Certainly, the city council is not the place to debate the war in Iraq, but there is no doubt that the death penalty moratorium is one of those things that could impact a Mountain View citizen. For example, the persons recently convicted of the murder of Mountain View resident Doris Condon, as well as Seti Scanlan, a local resident who killed a bank employee in Burlingame, were all candidates for receiving the death penalty. (All three received life sentences.)

We see headlines every month or so about another death-row or life-sentence inmate who is released after DNA tests give irrefutable proof that he did not commit the crime for which he was convicted. The cases also bring to light the occasional, but incredible, malfunctions of the judicial system.

Given this backdrop, we agree with Mike Kasperzak, Laura Macias and Mayor Neely, who voted to allow the HRC to use a modest amount of staff time to discuss the moratorium on the death penalty. We would not expect the discussion to persuade state leaders to jump on the issue, but if the commission voted to back the moratorium, and if the city council did the same, Mountain View would be added to a small list of cities that spoke up, whether it had standing to do so or not.

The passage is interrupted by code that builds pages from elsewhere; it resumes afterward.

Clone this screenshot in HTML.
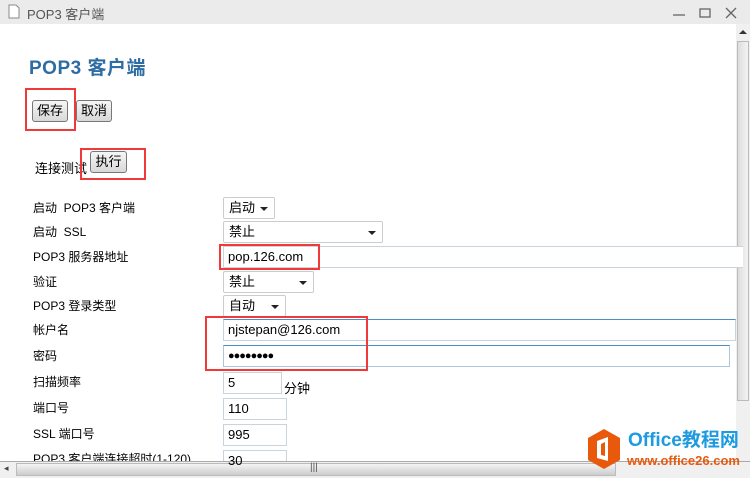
<!DOCTYPE html><html><head><meta charset="utf-8"><style>
*{box-sizing:border-box}body{margin:0;width:750px;height:478px;overflow:hidden;background:#fff;font-family:"Liberation Sans","Noto Sans CJK SC",sans-serif;font-size:13px;color:#000;position:relative}
.a{position:absolute}
.tb{left:0;top:0;width:750px;height:24px;background:#ebebeb;color:#555;font-size:13px}
.btn{position:absolute;height:22px;border:1px solid #777;border-radius:3px;background:linear-gradient(#f6f6f6,#d8d8d8);font-size:13px;line-height:20px;text-align:center}
.red{position:absolute;border:2px solid #f03a3a}
.lab{position:absolute;left:33px;font-size:12px;line-height:14px}
.in{position:absolute;height:22px;border:1px solid #c9d4dc;background:#fff;padding-left:4px;line-height:20px;font-size:13px}
.sel{position:absolute;height:22px;border:1px solid #ccc;border-radius:2px;background:#fff;padding-left:5px;line-height:20px}
.sel:after{content:"";position:absolute;right:6px;top:9px;border:4px solid transparent;border-top:4px solid #222}
</style></head><body>
<div class="a tb"><svg class="a" style="left:8px;top:4px" width="12" height="15"><path d="M1 1h7l3 3v10H1z" fill="#fff" stroke="#888"/></svg><span class="a" style="left:27px;top:4px">POP3 客户端</span>
<svg class="a" style="left:670px;top:6px" width="80" height="14"><path d="M3 9h12" stroke="#666" stroke-width="1.3"/><rect x="30" y="3" width="10" height="8" fill="none" stroke="#666" stroke-width="1.3"/><path d="M56 2l10 10M66 2l-10 10" stroke="#666" stroke-width="1.3"/></svg></div>
<div class="a" style="left:736px;top:24px;width:14px;height:437px;background:#f0f0f0"><div class="a" style="left:1px;top:17px;width:12px;height:360px;background:linear-gradient(90deg,#ddd,#f4f4f4);border:1px solid #bbb"></div><div class="a" style="left:3px;top:6px;border:4px solid transparent;border-bottom:4px solid #333;border-top:0"></div></div>
<div class="a" style="left:0;top:461px;width:750px;height:17px;background:#f0f0f0;border-top:1px solid #aaa"><div class="a" style="left:16px;top:1px;width:600px;height:13px;background:linear-gradient(#f4f4f4,#ccc);border:1px solid #bbb"></div><span class="a" style="left:310px;top:0;font-size:10px;color:#555">|||</span><span class="a" style="left:4px;top:1px;font-size:9px;color:#444">◂</span></div>
<div class="a" style="left:29px;top:53px;font-size:19px;font-weight:bold;color:#2e6da4;letter-spacing:0.5px">POP3 客户端</div>
<div class="btn" style="left:32px;top:100px;width:36px">保存</div>
<div class="btn" style="left:76px;top:100px;width:36px">取消</div>
<div class="red" style="left:25px;top:88px;width:51px;height:43px"></div>
<div class="a" style="left:35px;top:158px;font-size:13px">连接测试</div>
<div class="btn" style="left:90px;top:151px;width:37px">执行</div>
<div class="red" style="left:80px;top:148px;width:66px;height:32px"></div>
<div class="lab" style="top:201px">启动&nbsp; POP3 客户端</div><div class="sel" style="left:223px;top:197px;width:52px">启动</div>
<div class="lab" style="top:225px">启动&nbsp; SSL</div><div class="sel" style="left:223px;top:221px;width:160px">禁止</div>
<div class="lab" style="top:250px">POP3 服务器地址</div><div class="in" style="left:223px;top:246px;width:520px;border-right:0">pop.126.com</div>
<div class="lab" style="top:275px">验证</div><div class="sel" style="left:223px;top:271px;width:91px">禁止</div>
<div class="lab" style="top:299px">POP3 登录类型</div><div class="sel" style="left:223px;top:295px;width:63px">自动</div>
<div class="lab" style="top:323px">帐户名</div><div class="in" style="left:223px;top:319px;width:513px;border-color:#4a8fc4 #c9d4dc #c9d4dc #c9d4dc">njstepan@126.com</div>
<div class="lab" style="top:349px">密码</div><div class="in" style="left:223px;top:345px;width:507px;border-color:#4a8fc4 #a9c8de #a9c8de #a9c8de;font-size:11px;letter-spacing:-1px">●●●●●●●●</div>
<div class="red" style="left:205px;top:316px;width:163px;height:55px"></div>
<div class="red" style="left:219px;top:244px;width:101px;height:26px"></div>
<div class="lab" style="top:375px">扫描频率</div><div class="in" style="left:223px;top:372px;width:59px">5</div><span class="a" style="left:284px;top:378px">分钟</span>
<div class="lab" style="top:401px">端口号</div><div class="in" style="left:223px;top:398px;width:64px">110</div>
<div class="lab" style="top:427px">SSL 端口号</div><div class="in" style="left:223px;top:424px;width:64px">995</div>
<div class="lab" style="top:452px;height:9px;overflow:hidden">POP3 客户端连接超时(1-120)</div><div class="in" style="left:223px;top:450px;width:64px;height:11px;border-bottom:0">30</div>
<svg class="a" style="left:586px;top:428px" width="36" height="42"><path d="M18 1l16 9v22l-16 9-16-9V10z" fill="#e8590c"/><path d="M11 13l11-4v24l-11-3zM15 16v11l4 1V14z" fill="#fff"/></svg>
<div class="a" style="left:628px;top:430px;font-size:19px;font-weight:bold;color:#1e9be0;line-height:22px">Office教程网</div>
<div class="a" style="left:627px;top:454px;font-size:13px;font-weight:bold;color:#e8590c;line-height:14px">www.office26.com</div>
</body></html>
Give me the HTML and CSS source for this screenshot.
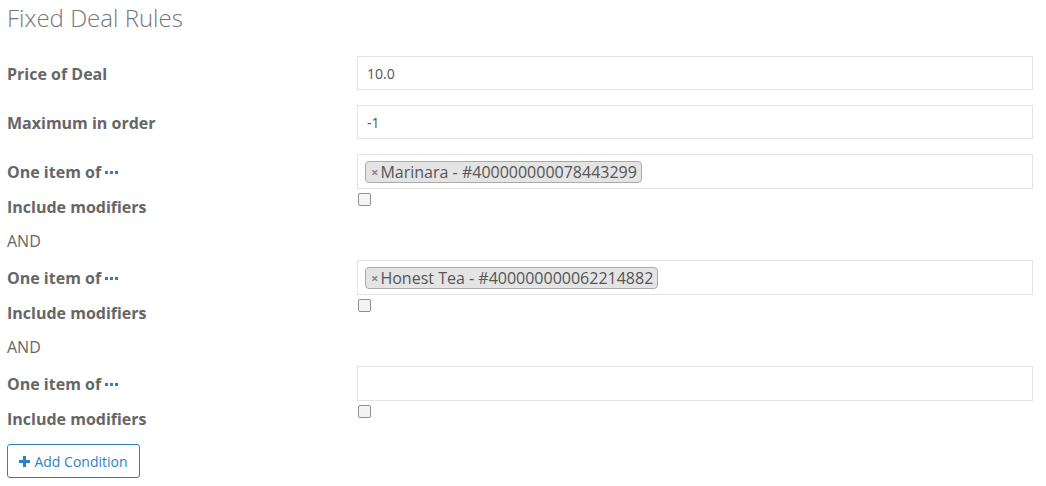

The council's harsh rebuke of the HRC was unnecessary, even if Galiotto and his supporters, Matt Pear, Tom Means and Greg Perry, prevailed. After all, it wasn't that long ago that the council discussed the PATRIOT Act, or at least its local impact. If nothing else, the council should take up the moratorium, and perhaps invite HRC commissioners to take part in the discussion. At least that would give this important issue a local airing, rather than sweeping it under the rug.